I buy three buckets, cut a square piece of 12mm or 18mm plywood to fit under the bucket, then screw two of the buckets to the plywood, base to base and remove the handles....'doesn't the bucket leak with screws through the base?', I hear you ask...yes it would, but you take your third bucket and set it inside the upper bucket, the base can't be kicked away, and the bucket doesn't fall off! Now, as a structural engineer I have assisted architects in designing many fine buildings including hospitals, schools and houses, but this may be one of my most satisfying creations! :-)

Marianne poses beside a bucket set inside another bucket which is screwed to an up-turned bucket.

Apple Vale Emily

Meanwhile, these characters have joined us, meet Bob and Penny:

 Finally, Fiesta loves to inspect the paddock hoovering:

Sunday 21 February 2021

There's a new kid in town

 Four weeks ago, we separated the weanlings with their chaperones, and also started halter training. After the usual slow but steady progress, and struggles with trying to walk on saturated, slippery ground, they have settled down, and are walking steadily.

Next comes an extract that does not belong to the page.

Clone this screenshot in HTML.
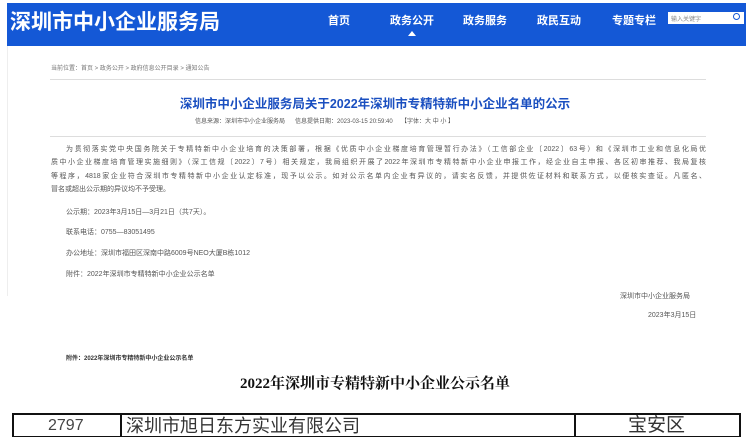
<!DOCTYPE html>
<html><head><meta charset="utf-8"><style>
*{margin:0;padding:0;box-sizing:border-box}
body{width:750px;height:441px;background:#fff;position:relative;overflow:hidden;font-family:"Liberation Sans","Noto Sans CJK SC",sans-serif;color:#333}
.a{position:absolute;white-space:nowrap}
.hdr{position:absolute;left:7px;top:3px;width:739px;height:43px;background:#1458d6}
.logo{left:10px;top:6px;font-size:21px;color:#fff;font-weight:bold}
.nav{top:12px;font-size:11px;color:#fff;font-weight:bold}
.search{left:668px;top:12px;width:76px;height:12px;background:#fff;font-size:6px;color:#888;padding:2px 0 0 3px}
.line{position:absolute;height:1px;background:#ddd;left:50px;width:656px}
.p{font-size:7px;color:#555;line-height:13.5px}
.j{position:absolute;left:51px;width:655px;font-size:7px;color:#555;white-space:nowrap;text-align:justify;text-align-last:justify;overflow:hidden;height:10px;line-height:10px}
</style></head><body>
<div class="hdr"></div>
<div class="a logo">深圳市中小企业服务局</div>
<div class="a nav" style="left:328px">首页</div>
<div class="a nav" style="left:390px">政务公开</div>
<div class="a nav" style="left:463px">政务服务</div>
<div class="a nav" style="left:537px">政民互动</div>
<div class="a nav" style="left:612px">专题专栏</div>
<div class="a" style="left:408px;top:31px;width:0;height:0;border-left:4px solid transparent;border-right:4px solid transparent;border-bottom:5px solid #fff"></div>
<div class="a search">输入关键字<span style="position:absolute;right:4px;top:1px;width:7px;height:7px;border:1.5px solid #1458d6;border-radius:50%"></span></div>
<div style="position:absolute;left:7px;top:46px;width:1px;height:250px;background:#eee"></div>
<div class="a" style="left:51px;top:63px;font-size:6px;color:#777">当前位置：首页 &gt; 政务公开 &gt; 政府信息公开目录 &gt; 通知公告</div>
<div class="line" style="top:79px"></div>
<div class="a" style="left:0;width:750px;text-align:center;top:93px;font-size:12.5px;font-weight:bold;color:#1a4fc0">深圳市中小企业服务局关于2022年深圳市专精特新中小企业名单的公示</div>
<div class="a" style="left:195px;top:116px;font-size:6px;color:#555">信息来源：深圳市中小企业服务局&nbsp;&nbsp;&nbsp;&nbsp;&nbsp;&nbsp;信息提供日期：2023-03-15 20:59:40&nbsp;&nbsp;&nbsp;&nbsp;&nbsp;【字体：大 中 小 】</div>
<div class="line" style="top:136px"></div>
<div class="j" style="top:145px;padding-left:15px">为贯彻落实党中央国务院关于专精特新中小企业培育的决策部署，根据《优质中小企业梯度培育管理暂行办法》（工信部企业〔2022〕63号）和《深圳市工业和信息化局优</div>
<div class="j" style="top:158px">质中小企业梯度培育管理实施细则》（深工信规〔2022〕7号）相关规定，我局组织开展了2022年深圳市专精特新中小企业申报工作，经企业自主申报、各区初审推荐、我局复核</div>
<div class="j" style="top:172px">等程序，4818家企业符合深圳市专精特新中小企业认定标准，现予以公示。如对公示名单内企业有异议的，请实名反馈，并提供佐证材料和联系方式，以便核实查证。凡匿名、</div>
<div class="a p" style="left:51px;top:183px">冒名或超出公示期的异议均不予受理。</div>
<div class="a p" style="left:66px;top:206px">公示期：2023年3月15日—3月21日（共7天）。</div>
<div class="a p" style="left:66px;top:226px">联系电话：0755—83051495</div>
<div class="a p" style="left:66px;top:247px">办公地址：深圳市福田区深南中路6009号NEO大厦B栋1012</div>
<div class="a p" style="left:66px;top:268px">附件：2022年深圳市专精特新中小企业公示名单</div>
<div class="a p" style="left:620px;top:290px">深圳市中小企业服务局</div>
<div class="a p" style="left:648px;top:309px">2023年3月15日</div>
<div class="a" style="left:66px;top:353px;font-size:6px;font-weight:bold;color:#333">附件：2022年深圳市专精特新中小企业公示名单</div>
<div class="a" style="left:0;width:750px;text-align:center;top:372px;font-size:15px;font-weight:bold;color:#111;font-family:'Liberation Serif','Noto Serif CJK SC',serif">2022年深圳市专精特新中小企业公示名单</div>
<div style="position:absolute;left:12px;top:413px;width:729px;height:24px;border:2px solid #111;border-bottom:1px solid #111"></div>
<div style="position:absolute;left:120px;top:413px;width:2px;height:24px;background:#111"></div>
<div style="position:absolute;left:574px;top:413px;width:2px;height:24px;background:#111"></div>
<div class="a" style="left:48px;top:416px;font-size:16px;line-height:20px;color:#444">2797</div>
<div class="a" style="left:126px;top:415px;font-size:18px;line-height:22px;color:#333">深圳市旭日东方实业有限公司</div>
<div class="a" style="left:628px;top:415px;font-size:19px;line-height:22px;color:#333">宝安区</div>
</body></html>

 Having sold our stud males at the end of last year, our thoughts turned to this year's mating plans, and after looking at the For Sale ads, and making some discrete specific enquiries, we found Popham Augustus, an excellent male ready to start work this year.

Sired by 2015 BAS National Show, Supereme Champion, Popham Havengore, and with the dam of 2019 BAS National Show Supreme Champion (Popham Gabine) as his grand-dam on his dam's side, he has distinction in his immediate ancestry, while his pedigree as great grand-sires or great-great grand-sires includes Accoyo Remarque, ILR Alpine Fibre's Brutus, Peruvian Spartacus, Cambridge Navigator, Perumbete Inti, and Jolimont Warrior.

Naturally he has a fabulous fleece and conformation, and a gentle temperament.

 We gave him a welcome of warm Somerset rain, served horizontally, and he came wearing a 'grey Cornish coat', understandably given the recent weather - in the coming week(s) he will lose that  and become his natural white, (probablywith a tint of pink Somerset soil!).

He has settled-in well with his paddock mate, and has shown a keen eye for the ladies - we have a few open females for him, and once this years cria have landed, we will have more selections to make to keep him busy.

Our thanks to Gary and Felicia of Popham Alpacas for entrusting us with this lovely boy.